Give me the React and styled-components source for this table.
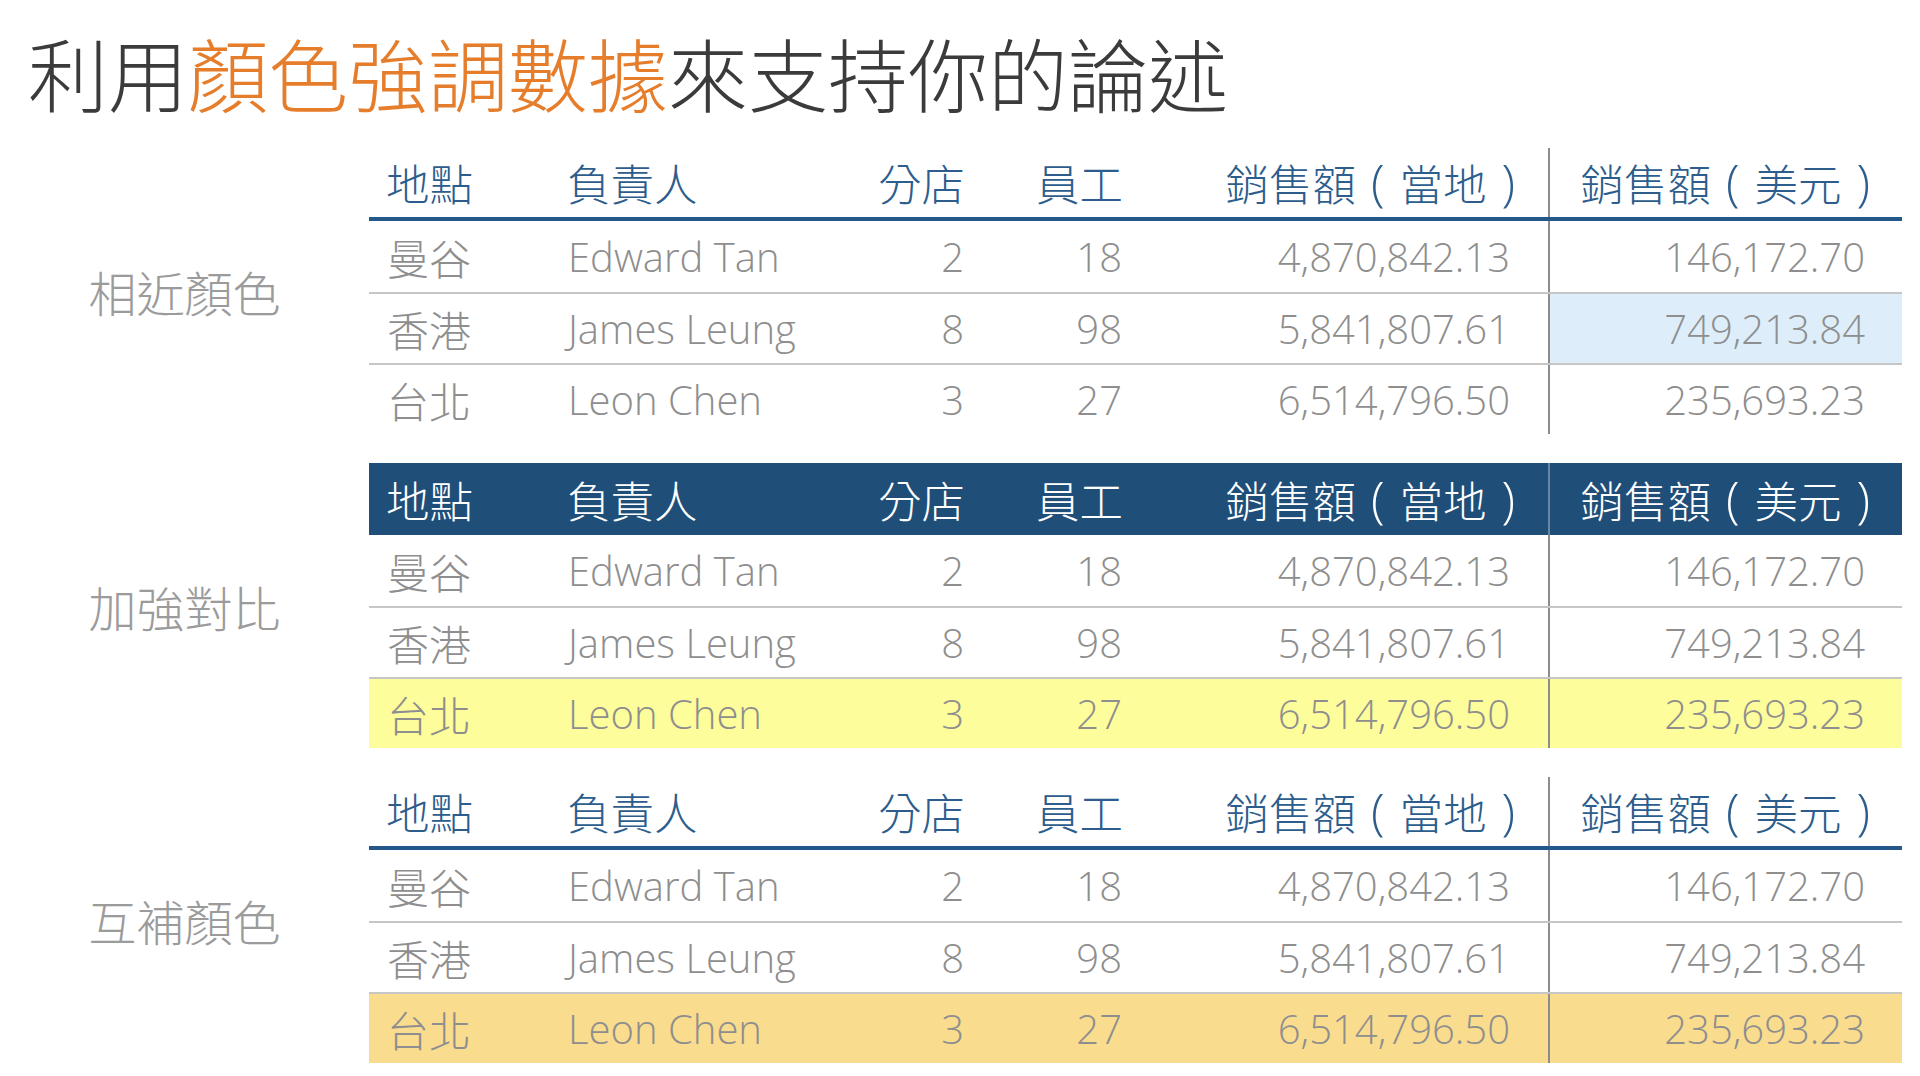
---
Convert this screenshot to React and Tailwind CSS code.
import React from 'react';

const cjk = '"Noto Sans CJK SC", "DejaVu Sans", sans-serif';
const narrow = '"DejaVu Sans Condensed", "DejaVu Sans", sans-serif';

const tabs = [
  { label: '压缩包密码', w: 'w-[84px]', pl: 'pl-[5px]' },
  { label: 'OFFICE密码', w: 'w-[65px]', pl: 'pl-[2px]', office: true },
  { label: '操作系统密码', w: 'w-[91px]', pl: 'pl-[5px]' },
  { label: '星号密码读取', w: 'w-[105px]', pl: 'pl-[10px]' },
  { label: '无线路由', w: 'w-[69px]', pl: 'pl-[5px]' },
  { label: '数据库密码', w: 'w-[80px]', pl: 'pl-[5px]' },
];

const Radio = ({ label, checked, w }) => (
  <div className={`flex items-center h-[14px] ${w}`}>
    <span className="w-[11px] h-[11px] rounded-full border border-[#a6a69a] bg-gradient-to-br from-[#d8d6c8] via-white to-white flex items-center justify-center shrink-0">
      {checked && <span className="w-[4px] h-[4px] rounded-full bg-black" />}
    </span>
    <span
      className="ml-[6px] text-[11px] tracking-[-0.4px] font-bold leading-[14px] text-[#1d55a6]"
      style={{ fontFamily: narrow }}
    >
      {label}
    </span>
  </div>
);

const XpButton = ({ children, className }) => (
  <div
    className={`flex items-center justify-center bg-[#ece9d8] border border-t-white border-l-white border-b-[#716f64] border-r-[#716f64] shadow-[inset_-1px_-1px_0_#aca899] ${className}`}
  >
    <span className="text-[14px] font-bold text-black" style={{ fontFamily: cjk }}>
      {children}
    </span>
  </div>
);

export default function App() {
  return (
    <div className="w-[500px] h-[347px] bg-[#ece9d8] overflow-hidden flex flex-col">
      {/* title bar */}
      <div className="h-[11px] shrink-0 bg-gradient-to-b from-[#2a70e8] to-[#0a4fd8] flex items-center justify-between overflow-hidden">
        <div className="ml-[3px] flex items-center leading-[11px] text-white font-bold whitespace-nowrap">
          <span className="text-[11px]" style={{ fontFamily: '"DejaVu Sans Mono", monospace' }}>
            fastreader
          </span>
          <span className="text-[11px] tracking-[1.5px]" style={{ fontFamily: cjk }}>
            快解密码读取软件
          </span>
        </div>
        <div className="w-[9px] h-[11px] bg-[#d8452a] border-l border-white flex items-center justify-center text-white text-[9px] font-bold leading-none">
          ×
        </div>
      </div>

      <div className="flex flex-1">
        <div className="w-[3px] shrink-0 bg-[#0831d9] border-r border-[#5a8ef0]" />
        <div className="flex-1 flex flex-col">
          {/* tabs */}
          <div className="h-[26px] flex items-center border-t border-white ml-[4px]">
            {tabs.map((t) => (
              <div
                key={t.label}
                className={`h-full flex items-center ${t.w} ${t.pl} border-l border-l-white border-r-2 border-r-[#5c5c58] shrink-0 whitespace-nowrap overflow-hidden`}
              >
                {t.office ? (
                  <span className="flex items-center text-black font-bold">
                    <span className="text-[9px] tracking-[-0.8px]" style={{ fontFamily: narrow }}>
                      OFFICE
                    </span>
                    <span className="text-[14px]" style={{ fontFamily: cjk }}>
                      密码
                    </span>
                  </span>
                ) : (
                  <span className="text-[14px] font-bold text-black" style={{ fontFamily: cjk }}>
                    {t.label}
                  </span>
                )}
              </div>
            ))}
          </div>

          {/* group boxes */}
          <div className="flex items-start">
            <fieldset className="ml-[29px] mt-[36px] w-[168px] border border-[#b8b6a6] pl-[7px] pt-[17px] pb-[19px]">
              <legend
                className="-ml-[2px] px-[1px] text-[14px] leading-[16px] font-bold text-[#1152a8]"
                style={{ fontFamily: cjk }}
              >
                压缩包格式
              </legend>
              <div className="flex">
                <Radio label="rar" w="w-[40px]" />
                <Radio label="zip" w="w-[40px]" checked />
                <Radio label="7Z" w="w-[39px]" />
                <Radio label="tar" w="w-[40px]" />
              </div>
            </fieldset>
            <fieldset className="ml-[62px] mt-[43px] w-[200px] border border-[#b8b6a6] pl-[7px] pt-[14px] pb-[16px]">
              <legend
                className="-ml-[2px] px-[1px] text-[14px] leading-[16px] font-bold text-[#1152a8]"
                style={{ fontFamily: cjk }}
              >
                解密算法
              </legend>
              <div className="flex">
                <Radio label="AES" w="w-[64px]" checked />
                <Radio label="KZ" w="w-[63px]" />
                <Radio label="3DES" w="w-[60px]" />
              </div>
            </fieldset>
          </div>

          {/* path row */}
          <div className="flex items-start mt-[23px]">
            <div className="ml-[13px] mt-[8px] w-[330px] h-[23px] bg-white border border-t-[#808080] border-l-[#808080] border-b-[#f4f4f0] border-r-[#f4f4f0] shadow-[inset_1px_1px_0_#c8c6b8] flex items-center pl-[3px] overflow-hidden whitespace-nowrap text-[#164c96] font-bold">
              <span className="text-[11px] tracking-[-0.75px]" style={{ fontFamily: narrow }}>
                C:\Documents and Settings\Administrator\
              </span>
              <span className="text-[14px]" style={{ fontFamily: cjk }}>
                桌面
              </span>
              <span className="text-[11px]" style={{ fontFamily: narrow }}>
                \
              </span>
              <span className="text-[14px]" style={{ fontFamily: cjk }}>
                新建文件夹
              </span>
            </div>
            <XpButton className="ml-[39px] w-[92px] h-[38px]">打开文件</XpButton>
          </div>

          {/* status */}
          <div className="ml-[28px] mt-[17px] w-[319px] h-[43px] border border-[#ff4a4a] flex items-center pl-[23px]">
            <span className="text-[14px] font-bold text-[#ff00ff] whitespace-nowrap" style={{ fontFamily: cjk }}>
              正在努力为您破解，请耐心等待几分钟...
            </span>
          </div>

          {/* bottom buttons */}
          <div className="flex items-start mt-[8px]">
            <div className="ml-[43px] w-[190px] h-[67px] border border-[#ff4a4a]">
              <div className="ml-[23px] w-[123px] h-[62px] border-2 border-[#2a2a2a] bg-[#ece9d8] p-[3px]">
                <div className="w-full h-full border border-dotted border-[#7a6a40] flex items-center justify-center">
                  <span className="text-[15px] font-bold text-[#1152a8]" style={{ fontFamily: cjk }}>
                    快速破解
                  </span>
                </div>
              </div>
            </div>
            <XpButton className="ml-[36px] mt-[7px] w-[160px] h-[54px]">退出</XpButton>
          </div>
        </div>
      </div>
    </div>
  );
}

Required task: Search the data above for the string "this" and return every line that has it.

Correct response:
Give me the React and styled-components source for this table.
Convert this screenshot to React and Tailwind CSS code.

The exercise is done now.